Making the rounds, I ran into Simon Kwangli Lee, formerly of April Music, now heading his own Simon Audio Lab. He had brought a prototype of his new back-to-basics integrated amplifier (50wpc, 3 inputs, no remote) which will sell for ~€1'200. With it he promised a new circuit concept and refinements over his prior Stello equivalent. He also has a monitor and floorstanding speaker in development and a DAC and CD transport on the books. Having reviewed a number of his previous products, I have high respect for this man's ability to produce excellent results from value-priced kit for sane people. I pre-booked a review once he is up and running with an English website and formal production.


From the playbook's same page of value came the new Soekris converters dac1321/€460, dac1421/€735 and dac1541|€1'110 shown.
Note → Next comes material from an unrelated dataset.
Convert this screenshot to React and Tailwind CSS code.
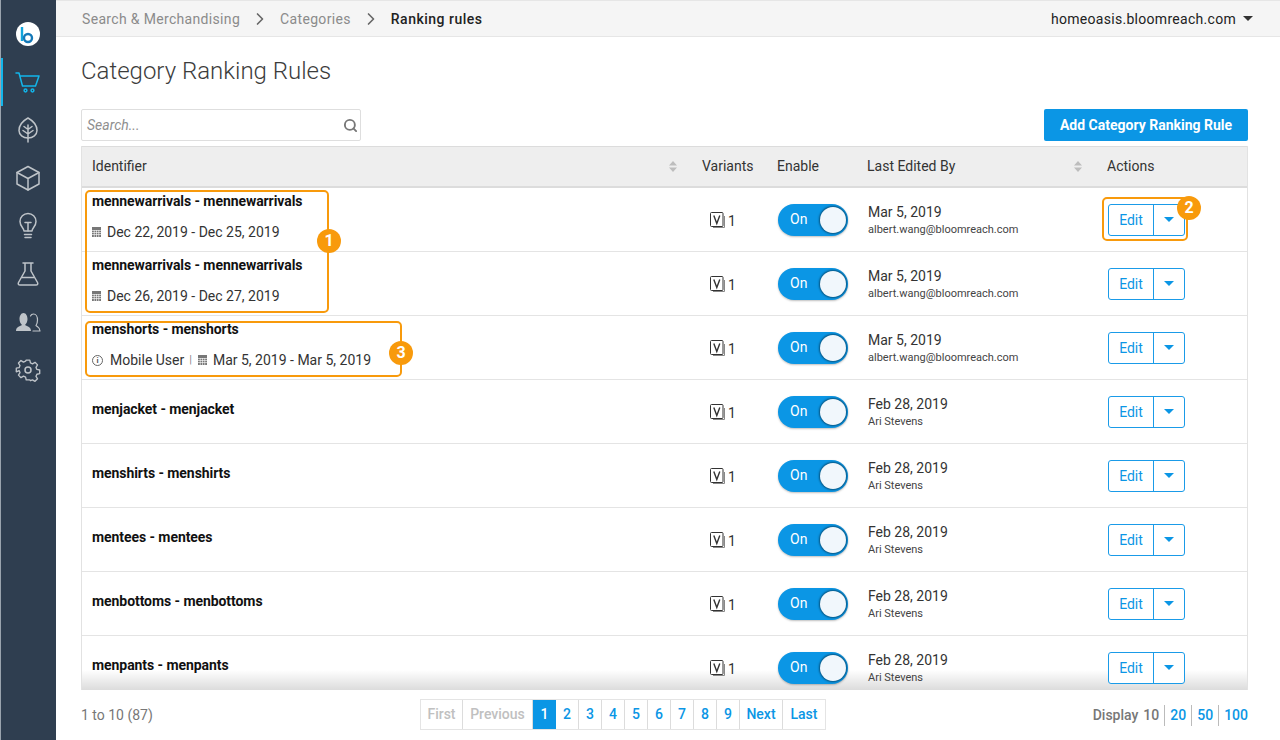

Known for their OEM R2R sign-magnitude boards with SMD precision resistors—one of these showed up in these review pages with LessLoss Echo's End converter, another in the LampizatOr Atlantic—the Swedes around Søren Kristensen now had launched turn-key models which separate only by number of i/o, headphone facility and whether they're balanced or not.


The fully loaded model achieves a claimed 27-bit resistor precision, has coax, BNC, AES/EBU, Toslink and USB inputs and RCA/XLR analog outputs plus a 6.3mm headfi port with 6.5Vrms and 1.5Ω output impedance. With discrete resistor-ladder DACs from Aqua, Aries Cerat, Etalon, MSB, Rockna, TotalDAC & Co. gaining in popularity but priced in the higher echelons, the three all singing all dancing Soekris sistahs should be most welcome new options.


On the subject of Aqua Hifi, their marketing manager Stefano Jelo had left the company to pursue his own amplifier dreams. It was too early to learn the name of his new operation.